Israelis think that a way to “get back” at Hamas (or whoever did it for that matter considering no one is 100% sure), is by rioting in Jerusalem, throwing rocks, and sacrificing their lives. Palestinians feel that a way to “get back” at Israelis, is by rioting in Jerusalem, throwing rocks, and sacrificing their lives. These are radical, activists who feel harming others, will in some way help them gain respect for Israel/Palestine after they killed 6 of OUR boys. I say 6 of OUR boys, because while the IDF searched for the kidnapped boys, they killed 3 on the Palestinian side. Totaling in 6 lives. How is their life any different then OURS? How are OUR lives different? Palestinian, Israeli, Arab, American, how are we any different?

An Arab women was yelled at by a Jewish lady. The women and her son ran off the bus when the women called her a whore, slut, and anything else she could possibly think of to “get back” at this mother. Did this mother kidnap and murder those 3 boys? Did this mother in any way harm your freedom, or happiness? It is said that 110 lives have been taken in these past few days in Gaza. Supposedly 10 of them, are Hamas activists. I ask again, did the rest of the innocent lives that were taken in Gaza kidnap and murder those 3 boys? Harm your freedom, or happiness?
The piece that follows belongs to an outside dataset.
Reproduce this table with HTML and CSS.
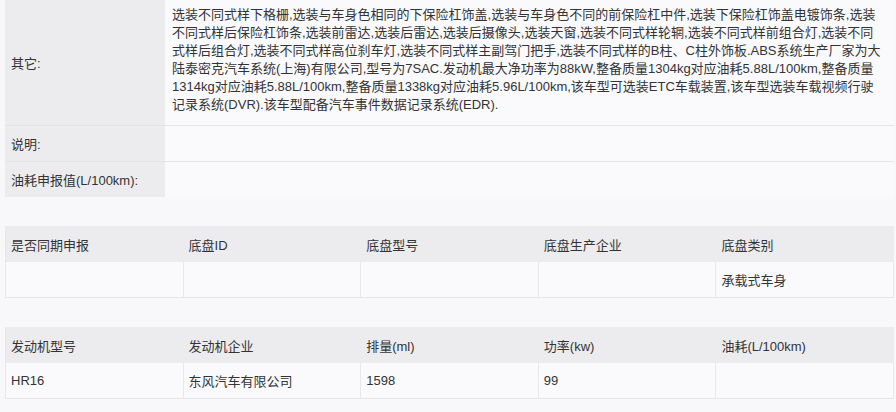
FILE: index.html
```html
<!DOCTYPE html>
<html lang="zh-CN">
<head>
<meta charset="utf-8">
<title>车型参数</title>
<link rel="stylesheet" href="styles.css">
</head>
<body>
<div class="page">
  <div class="spec">
    <div class="k k-tall">其它:</div>
    <div class="v v-long">选装不同式样下格栅,选装与车身色相同的下保险杠饰盖,选装与车身色不同的前保险杠中件,选装下保险杠饰盖电镀饰条,选装<br>不同式样后保险杠饰条,选装前雷达,选装后雷达,选装后摄像头,选装天窗,选装不同式样轮辋,选装不同式样前组合灯,选装不同<br>式样后组合灯,选装不同式样高位刹车灯,选装不同式样主副驾门把手,选装不同式样的B柱、C柱外饰板.ABS系统生产厂家为大<br>陆泰密克汽车系统(上海)有限公司,型号为7SAC.发动机最大净功率为88kW,整备质量1304kg对应油耗5.88L/100km,整备质量<br>1314kg对应油耗5.88L/100km,整备质量1338kg对应油耗5.96L/100km,该车型可选装ETC车载装置,该车型选装车载视频行驶<br>记录系统(DVR).该车型配备汽车事件数据记录系统(EDR).</div>
    <div class="k k-row">说明:</div>
    <div class="v v-row"></div>
    <div class="k k-row k-last">油耗申报值(L/100km):</div>
    <div class="v v-row v-last"></div>
  </div>

  <div class="grid5">
    <div class="th">是否同期申报</div>
    <div class="th">底盘ID</div>
    <div class="th">底盘型号</div>
    <div class="th">底盘生产企业</div>
    <div class="th">底盘类别</div>
    <div class="td"></div>
    <div class="td"></div>
    <div class="td"></div>
    <div class="td"></div>
    <div class="td">承载式车身</div>
  </div>

  <div class="grid5">
    <div class="th">发动机型号</div>
    <div class="th">发动机企业</div>
    <div class="th">排量(ml)</div>
    <div class="th">功率(kw)</div>
    <div class="th">油耗(L/100km)</div>
    <div class="td">HR16</div>
    <div class="td">东风汽车有限公司</div>
    <div class="td">1598</div>
    <div class="td">99</div>
    <div class="td"></div>
  </div>
</div>
</body>
</html>
```

FILE: styles.css
```css
* { box-sizing: border-box; }

html, body {
  margin: 0;
  padding: 0;
  background: #f8f8fa;
}

body {
  font-family: "Liberation Sans", "Noto Sans CJK SC", sans-serif;
  font-size: 13px;
  color: #333336;
}

.page {
  padding: 0 2px 0 5px;
}

.spec {
  display: grid;
  grid-template-columns: 160px 1fr;
}

.k {
  background: #ececee;
  display: flex;
  align-items: center;
  padding-left: 6px;
  border-bottom: 1px solid #e4e4e6;
  white-space: nowrap;
}

.v {
  background: #fafafc;
  border-bottom: 1px solid #e4e4e6;
}

.v-long {
  height: 126px;
  padding: 6px 8px 0 7px;
  line-height: 18px;
  white-space: nowrap;
  overflow: hidden;
}

.k-tall { height: 126px; }

.k-row, .v-row { height: 36px; }

.k-last, .v-last { height: 35px; border-bottom: 0; }

.grid5 {
  display: grid;
  grid-template-columns: repeat(5, 1fr);
  margin-top: 29px;
  border-left: 1px solid #e8e8ea;
  border-bottom: 1px solid #e6e6e8;
}

.th {
  background: #ececee;
  height: 36px;
  display: flex;
  align-items: center;
  padding-left: 5px;
}

.td {
  background: #fafafc;
  height: 35px;
  display: flex;
  align-items: center;
  padding-left: 5px;
  border-right: 1px solid #e8e8ea;
}
```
My one question is: Have we lost hope? Has society lost it completely? Do we not believe that peace is even possible?
When society still has hope, anything is possible. The moment we stop believing that peace is possible, we begin to vote for the wrong political parties, protests about the wrong issues, and overall speak differently. When you promote something to a single human being, you may change that persons perspective. When I, an Israeli who served in the IDF speak to a Palestinian in Gaza or the West Bank, I grant him the feeling that maybe there is someone on the other side that doesn’t want him dead, that maybe someone on the other side has that hope that he has too. That maybe, just maybe, together we’ll be able to achieve peace. Because tomorrow morning when he tells his friend that he spoke to an Israeli who told him that they differentiate between Hamas and Palestinians, that friend will talk to his friend and so on and so forth.

For some of us, not all, the hope is there. And maybe just maybe, with just your single voice, the hope will pass on to the next person, and the person after that- and maybe that next person will be a radical activist that once stoned Palestinians cars in East Jerusalem and suddenly was granted the hope that you passed onto him.

Let’s share the hope.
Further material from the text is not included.